"""

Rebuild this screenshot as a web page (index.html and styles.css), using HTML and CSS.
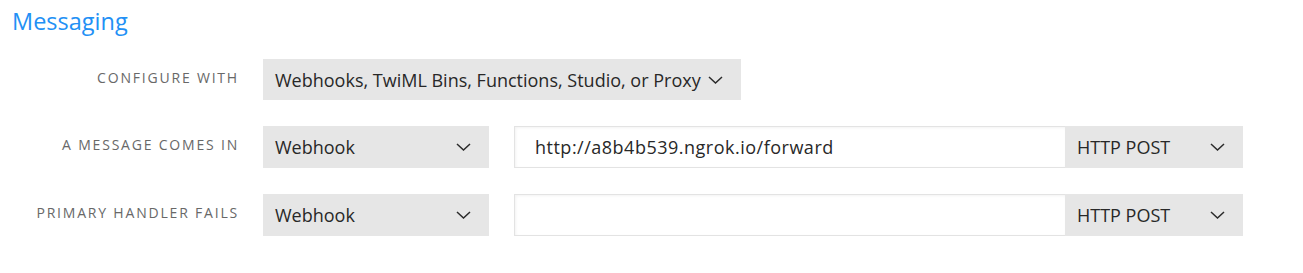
FILE: index.html
```html
<!DOCTYPE html>
<html lang="en">
<head>
    <meta charset="UTF-8">
    <title>Messaging</title>
    <link rel="stylesheet" href="styles.css">
</head>
<body>

<div class="section">
    <h2>Messaging</h2>

    <div class="row">
        <div class="label">Configure with</div>
        <div class="select select-wide">
            <span>Webhooks, TwiML Bins, Functions, Studio, or Proxy</span>
            <svg class="chevron" width="15" height="8" viewBox="0 0 15 8"><path d="M1 1l6.5 6 6.5-6" /></svg>
        </div>
    </div>

    <div class="row">
        <div class="label">A message comes in</div>
        <div class="select select-type">
            <span>Webhook</span>
            <svg class="chevron" width="15" height="8" viewBox="0 0 15 8"><path d="M1 1l6.5 6 6.5-6" /></svg>
        </div>
        <div class="url-group">
            <input type="text" class="url" value="http://a8b4b539.ngrok.io/forward">
            <div class="select select-method">
                <span>HTTP POST</span>
                <svg class="chevron" width="15" height="8" viewBox="0 0 15 8"><path d="M1 1l6.5 6 6.5-6" /></svg>
            </div>
        </div>
    </div>

    <div class="row">
        <div class="label">Primary handler fails</div>
        <div class="select select-type">
            <span>Webhook</span>
            <svg class="chevron" width="15" height="8" viewBox="0 0 15 8"><path d="M1 1l6.5 6 6.5-6" /></svg>
        </div>
        <div class="url-group">
            <input type="text" class="url" value="">
            <div class="select select-method">
                <span>HTTP POST</span>
                <svg class="chevron" width="15" height="8" viewBox="0 0 15 8"><path d="M1 1l6.5 6 6.5-6" /></svg>
            </div>
        </div>
    </div>
</div>

</body>
</html>
```

FILE: styles.css
```css
* {
    margin: 0;
    padding: 0;
    box-sizing: border-box;
}

body {
    font-family: 'Open Sans', 'Lato', sans-serif;
    background: #fff;
    color: #282828;
}

.section {
    padding: 6px 12px 0 12px;
}

.section h2 {
    font-size: 23.5px;
    font-weight: 400;
    color: #2290f5;
    line-height: 30px;
    margin-bottom: 23px;
}

.row {
    display: flex;
    align-items: flex-start;
    margin-bottom: 26px;
}

.row .label {
    width: 227px;
    margin-right: 24px;
    padding-top: 9px;
    text-align: right;
    text-transform: uppercase;
    letter-spacing: 1.8px;
    font-size: 14px;
    color: #686868;
}

.select {
    display: flex;
    align-items: center;
    justify-content: space-between;
    height: 42px;
    padding: 0 18px 0 12px;
    background: #e6e6e6;
    font-size: 18px;
    color: #282828;
}

.select-wide {
    width: 478px;
    height: 41px;
    justify-content: flex-start;
    gap: 7px;
}

.select-type {
    width: 226px;
    margin-right: 25px;
}

.select-method {
    width: 178px;
}

.chevron path {
    fill: none;
    stroke: #2b2b2b;
    stroke-width: 1.5;
}

.url-group {
    display: flex;
}

.url {
    width: 551px;
    height: 42px;
    padding: 0 20px;
    border: 1px solid #e3e3e3;
    border-right: none;
    box-shadow: inset 1px 1px 3px rgba(0, 0, 0, 0.05);
    font-family: inherit;
    font-size: 18px;
    letter-spacing: 0.5px;
    color: #282828;
    outline: none;
}
```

"""

Extract the full listing exactly, with the pictures left out.

Result for this task
Rebuild this screenshot as a web page (index.html and styles.css), using HTML and CSS.
FILE: index.html
```html
<!DOCTYPE html>
<html lang="en">
<head>
    <meta charset="UTF-8">
    <title>Messaging</title>
    <link rel="stylesheet" href="styles.css">
</head>
<body>

<div class="section">
    <h2>Messaging</h2>

    <div class="row">
        <div class="label">Configure with</div>
        <div class="select select-wide">
            <span>Webhooks, TwiML Bins, Functions, Studio, or Proxy</span>
            <svg class="chevron" width="15" height="8" viewBox="0 0 15 8"><path d="M1 1l6.5 6 6.5-6" /></svg>
        </div>
    </div>

    <div class="row">
        <div class="label">A message comes in</div>
        <div class="select select-type">
            <span>Webhook</span>
            <svg class="chevron" width="15" height="8" viewBox="0 0 15 8"><path d="M1 1l6.5 6 6.5-6" /></svg>
        </div>
        <div class="url-group">
            <input type="text" class="url" value="http://a8b4b539.ngrok.io/forward">
            <div class="select select-method">
                <span>HTTP POST</span>
                <svg class="chevron" width="15" height="8" viewBox="0 0 15 8"><path d="M1 1l6.5 6 6.5-6" /></svg>
            </div>
        </div>
    </div>

    <div class="row">
        <div class="label">Primary handler fails</div>
        <div class="select select-type">
            <span>Webhook</span>
            <svg class="chevron" width="15" height="8" viewBox="0 0 15 8"><path d="M1 1l6.5 6 6.5-6" /></svg>
        </div>
        <div class="url-group">
            <input type="text" class="url" value="">
            <div class="select select-method">
                <span>HTTP POST</span>
                <svg class="chevron" width="15" height="8" viewBox="0 0 15 8"><path d="M1 1l6.5 6 6.5-6" /></svg>
            </div>
        </div>
    </div>
</div>

</body>
</html>
```

FILE: styles.css
```css
* {
    margin: 0;
    padding: 0;
    box-sizing: border-box;
}

body {
    font-family: 'Open Sans', 'Lato', sans-serif;
    background: #fff;
    color: #282828;
}

.section {
    padding: 6px 12px 0 12px;
}

.section h2 {
    font-size: 23.5px;
    font-weight: 400;
    color: #2290f5;
    line-height: 30px;
    margin-bottom: 23px;
}

.row {
    display: flex;
    align-items: flex-start;
    margin-bottom: 26px;
}

.row .label {
    width: 227px;
    margin-right: 24px;
    padding-top: 9px;
    text-align: right;
    text-transform: uppercase;
    letter-spacing: 1.8px;
    font-size: 14px;
    color: #686868;
}

.select {
    display: flex;
    align-items: center;
    justify-content: space-between;
    height: 42px;
    padding: 0 18px 0 12px;
    background: #e6e6e6;
    font-size: 18px;
    color: #282828;
}

.select-wide {
    width: 478px;
    height: 41px;
    justify-content: flex-start;
    gap: 7px;
}

.select-type {
    width: 226px;
    margin-right: 25px;
}

.select-method {
    width: 178px;
}

.chevron path {
    fill: none;
    stroke: #2b2b2b;
    stroke-width: 1.5;
}

.url-group {
    display: flex;
}

.url {
    width: 551px;
    height: 42px;
    padding: 0 20px;
    border: 1px solid #e3e3e3;
    border-right: none;
    box-shadow: inset 1px 1px 3px rgba(0, 0, 0, 0.05);
    font-family: inherit;
    font-size: 18px;
    letter-spacing: 0.5px;
    color: #282828;
    outline: none;
}
```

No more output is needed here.